We seem to have found it. You in me, the I. It.

Crystal

Monday 20 August 2012

The Mother and Son of Spirit Text


Meditation 1:

Towards the end of a long and troubled meditation, I began to imagine my body and soul as an ancient kingdom, where Christ was king and lord and overseer of a free and prosperous people. Coupled with this spontaneous visualisation was a deep sense of acceptance of my being as it was, right there and then, slowly emerging from its daily metaphysical wrestling match.

I was able to penetrate a secret region of the heart where Christ had his throne, and freely explore its royal chambers. I knew the kingdom was administered from my brain, a centre of government and bureaucracy, and my whole body was a flat, fertile plain, a rich landscape of agriculture and cottage industry, where the inhabitants dwelt in harmony and concord. I felt incredibly at home in this inner terrain - it was, after all, me, and I prayed for protection and peace for myself and everyone who dwelt here. Guests, visitors, travellers, tourists, and, most essentially, citizens, those who made their home in the happy land.

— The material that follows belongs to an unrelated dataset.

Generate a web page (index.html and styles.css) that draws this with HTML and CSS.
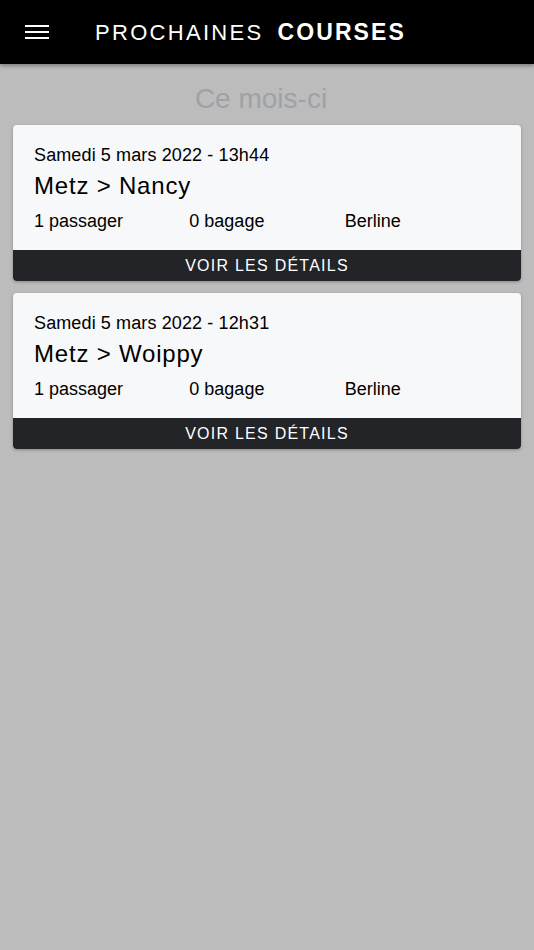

From this pious georgic, an image of the Mother emerged, a powerful archetype, metamorphosing from Christ the King, enfolding me her tender son. At once my whole being was in her arms. The sense of security and wellbeing was overwhelming, and she began to suckle me at her breast. I could taste the milk, the sweetness, feel it nourishing me, feeding every fibre of my soul. A faint sexual sensation stirred but was overpowered by the mothering instinct and the deep infant comfort I felt entrusting myself to it.

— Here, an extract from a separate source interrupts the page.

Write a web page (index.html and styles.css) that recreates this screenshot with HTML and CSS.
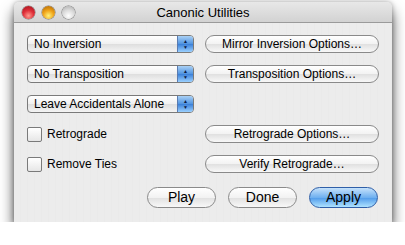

There followed soon a burst of kundalini energy from my base chakra, an outpouring of sexual energy flooding my genitals. I gasped and tried to relax, allowing it to spread around my body’s fertile flood plain, all the while saying soft, gentle prayers to the Father. Once again I was back in the land flowing with milk and honey, in the company of the Mother Queen and her mighty energies. An image of the Virgin flashed in my head, a sense of the Christ child comforted, the Saviour nurtured, before the world outside began to penetrate my consciousness, spilling into me from the street like an army of invading children.

Thursday 16 August 2012

Trinitarian Concrete Poetry & A Glimpse of Nonduality


These last days of summer have a peculiar flavour for me. There is a taste of salt in the air and on my tongue, kitchen smells and cooking clatter, the cry of gulls and a taste of freshly caught fish. Each day rises like a smoke ring, spreads itself out thinly, before fading into the breath from which it came. At the end of one week and the beginning of another, I practise the pure act, or art, of sitting. Sometimes when I sit, alone or with people, outdoors or in a coffee shop, a faint awareness arises of something more true to the course and meaning of life, a fine connection to an underlying mystery.

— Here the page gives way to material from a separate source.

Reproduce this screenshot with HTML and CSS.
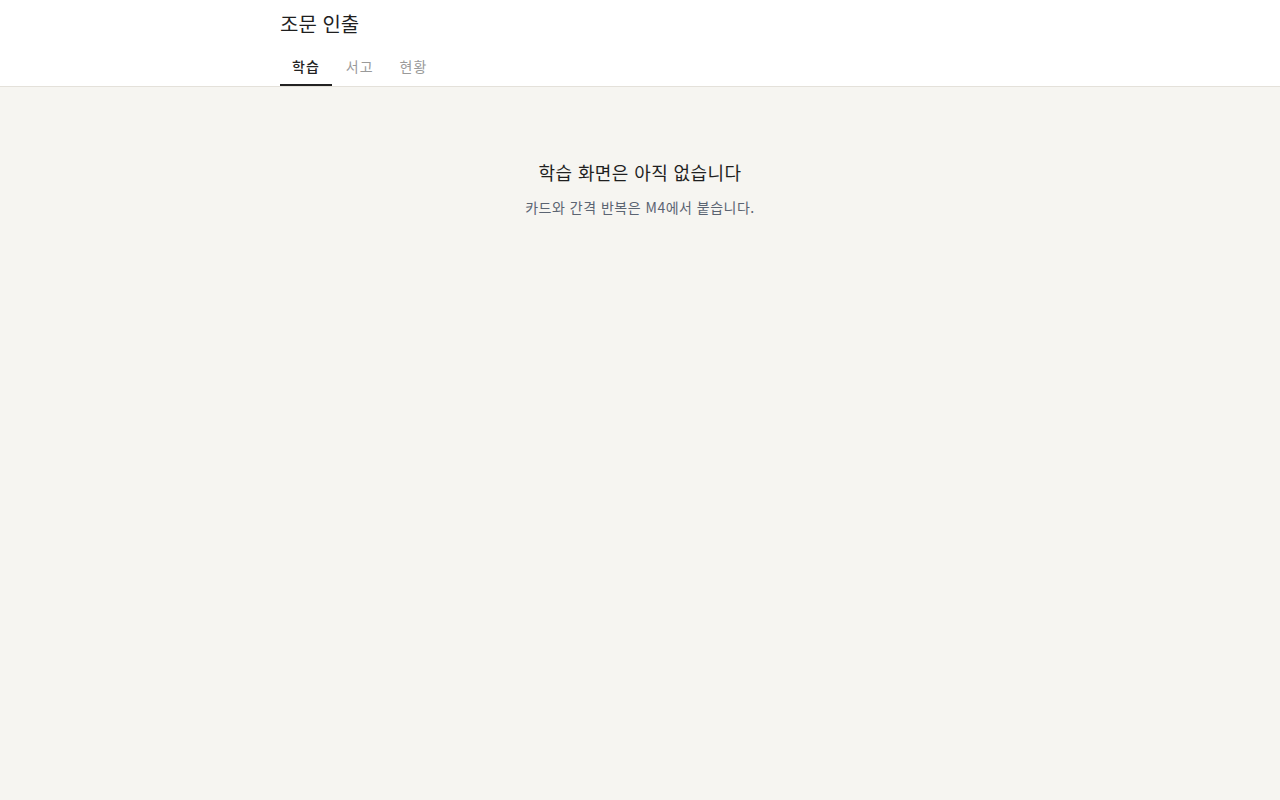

On one occasion, I was fortunate enough to be sitting in an open square at the heart of the city’s great piping festival. I had just eaten a sandwich and was watching the pretty girls walk by, when a cloud of dense, undifferentiated sound rose up behind me. From the sonic maelstrom, snippets of melody, patches of tone and colour emerged and disappeared at random, chased in and out of hearing by a hairy sound beast. My individual consciousness was ransacked, pushed out into the air around the square, into the energy and vibration of sound, into pure abstraction; melting, merging, welling up like the colours of the dawn, like a bliss poem.

I remember the girl who sat opposite me. I remember the stillness of my body. Who needs to move? Yet the vision of the girl and the physicality of passers-by felt wholly present and elevated in my mind as it lapped all around the square. The energy of movement became a dance, a play, held together as one in the wholeness of sound and mind I occupied. I remember my mother sitting beside me, trying for all her life’s worth to re-adjust a setting on her mobile phone. I remember trying to help her, hopelessly failing.